The conference is getting better

Whether it was the intention when it was invented, the hurry-up/no-huddle seemed to become a tactic teams would adopt to give them a unique advantage when competing against teams with more talent than them or even to give them a major advantage over teams with equal of lesser talent. The effective execution scheme requires a ton of conditioning, practice and a large commitment to a specific kind of personnel, so it's not a scheme that a lot of programs that have the talent to simply line up and beat most teams want to commit to. Sure, some might implement it a bit, but will rarely commit all in.

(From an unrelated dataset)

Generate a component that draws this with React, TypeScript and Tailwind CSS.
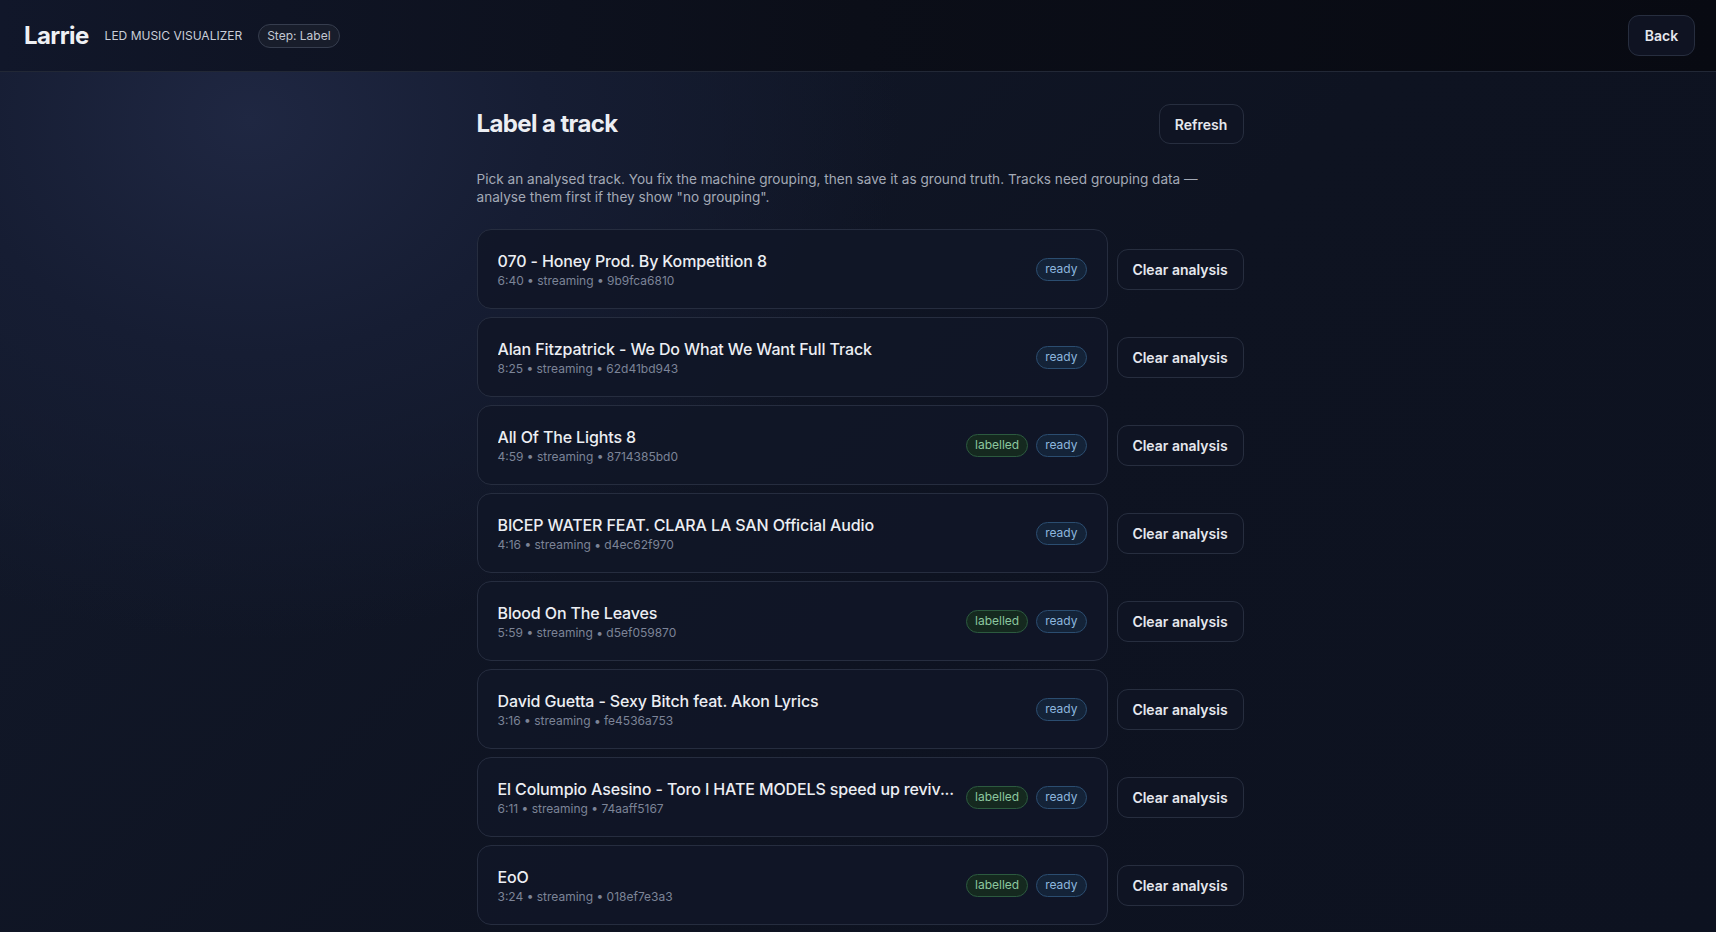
const tracks = [
  { title: '070 - Honey Prod. By Kompetition 8', duration: '6:40', id: '9b9fca6810', labelled: false },
  { title: 'Alan Fitzpatrick - We Do What We Want Full Track', duration: '8:25', id: '62d41bd943', labelled: false },
  { title: 'All Of The Lights 8', duration: '4:59', id: '8714385bd0', labelled: true },
  { title: 'BICEP WATER FEAT. CLARA LA SAN Official Audio', duration: '4:16', id: 'd4ec62f970', labelled: false },
  { title: 'Blood On The Leaves', duration: '5:59', id: 'd5ef059870', labelled: true },
  { title: 'David Guetta - Sexy Bitch feat. Akon Lyrics', duration: '3:16', id: 'fe4536a753', labelled: false },
  { title: 'El Columpio Asesino - Toro I HATE MODELS speed up reviv...', duration: '6:11', id: '74aaff5167', labelled: true },
  { title: 'EoO', duration: '3:24', id: '018ef7e3a3', labelled: true },
];

function TrackRow({ track }: { track: (typeof tracks)[number] }) {
  return (
    <div className="flex items-center gap-[9px]">
      <button className="flex-1 min-w-0 h-[80px] flex items-center gap-2 px-5 rounded-[14px] border border-[#262d3f] bg-[#111627]/90 text-left">
        <div className="flex-1 min-w-0">
          <div className="truncate text-[16px] leading-6 font-medium tracking-[-0.008em] text-[#eceef3]">{track.title}</div>
          <div className="text-[12px] leading-4 text-[#7c8497]">
            {track.duration} • streaming • {track.id}
          </div>
        </div>
        <div className="flex items-center gap-2 shrink-0">
          {track.labelled && (
            <span className="h-[23px] flex items-center px-2 rounded-full border border-[#2c5a3f] bg-[#15291f] text-[12px] text-[#8cc79f]">
              labelled
            </span>
          )}
          <span className="h-[23px] flex items-center px-2 rounded-full border border-[#2b4d70] bg-[#142338] text-[12px] text-[#8db6de]">
            ready
          </span>
        </div>
      </button>
      <button className="shrink-0 h-[41px] w-[127px] rounded-[11px] border border-[#272e3f] bg-[#0f1423] text-[14px] font-semibold text-[#e6e8ee]">
        Clear analysis
      </button>
    </div>
  );
}

export default function App() {
  return (
    <div
      className="min-h-screen h-[932px] overflow-hidden text-white bg-[#0e1321] bg-[radial-gradient(ellipse_650px_520px_at_250px_120px,#1f2742_0%,#161d33_45%,transparent_100%),linear-gradient(135deg,#131a2c_0%,#0e1321_55%,#0d1220_100%)]"
      style={{ fontFamily: 'Inter, "Noto Sans", sans-serif' }}
    >
      <header className="h-[72px] flex items-center justify-between pl-6 pr-[21px] border-b border-[#222836] bg-gradient-to-r from-[#11172a] via-[#0b0e18] to-[#080a12]">
        <div className="flex items-center gap-4">
          <span className="text-[24px] font-bold text-[#eef0f4] tracking-tight">Larrie</span>
          <span className="text-[12px] text-[#c9ced8]">LED MUSIC VISUALIZER</span>
          <span className="h-6 flex items-center px-2 rounded-full border border-[#363d4e] bg-[#181d2b] text-[12px] text-[#c3c8d2]">
            Step: Label
          </span>
        </div>
        <button className="h-[41px] w-[67px] rounded-[11px] border border-[#272e3f] bg-[#0f1322] text-[14px] font-semibold text-[#e6e8ee]">
          Back
        </button>
      </header>

      <div className="pl-1">
        <main className="w-[767px] mx-auto pt-8">
          <div className="flex items-center justify-between h-10">
            <h1 className="text-[24px] font-bold text-[#eceef3] tracking-tight">Label a track</h1>
            <button className="h-10 w-[85px] rounded-[11px] border border-[#272e3f] bg-[#0f1423] text-[14px] font-semibold text-[#e6e8ee]">
              Refresh
            </button>
          </div>

          <p className="mt-[26px] text-[13.6px] leading-[18px] text-[#a3a9b6]">
            Pick an analysed track. You fix the machine grouping, then save it as ground truth. Tracks need grouping data —
            analyse them first if they show "no grouping".
          </p>

          <div className="mt-[23px] flex flex-col gap-2">
            {tracks.map((t) => (
              <TrackRow key={t.id} track={t} />
            ))}
          </div>
        </main>
      </div>
    </div>
  );
}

So as Pac-12 teams have improved out of the dark Oregon, Stanford and everyone else years, teams have built up enough talent, coaching and experience to where they can play more straight up and win games.

Even though they were probably the best team in the conference in those days when the hurry-up was at its zenith in the conference, I actually think Oregon is the perfect example of this. The Ducks committed to the scheme hardest a few years ago when they had much less talent than they do now and have slowed as they have used their wild on-field success to help build talent. As the Ducks had Marcus Mariota turn into the nation's best QB and greatly improved their talent  at running back, receiver and on the offensive line, they eased off the accelerator because they could. They no longer needed to fly to hammer Pac-12 teams. But, they knew they still needed it to hammer a national power like Florida State as you saw them turn it back up in the Rose Bowl and to try and compete with Ohio State in the championship.

Now that it's everywhere, it's not as deadly

One of the main reasons Oregon's hurry-up was so devastating in the early-2010s was because it was so rare. It was really hard to prepare defenses for an offense they were only going to see one time in a season and one they really never truly practice against.

However, once more teams started to implement the scheme, started to play against them more frequently and could more easily practice against it without having to completely shift what they were doing for a week, it's advantage weakened and teams started using less and less of it.

Where will it go?

Let me say right now, I don't think the hurry-up is going away, probably ever. I just think it's going to fall off at least a little bit.

No more all-in

I don't think we will see anymore teams follow the path of Oregon and Arizona and revolved their program around the hurry-up. The reward of the advantage it gives no longer is worth the investment.

It will continue to be less and less  of an advantage

I have already touched on this a bit, but I expect the hurry-up to become less and less of an advantage each year.

It will change

One thing I know about college football... things will always change. The hurry-up might not actually go away at all, it might just change to adjust to the adjustments that have been made against it. I think we have already seen it go from a primarily run-focused offense to a passing offense and I  think we will never see it stop changing.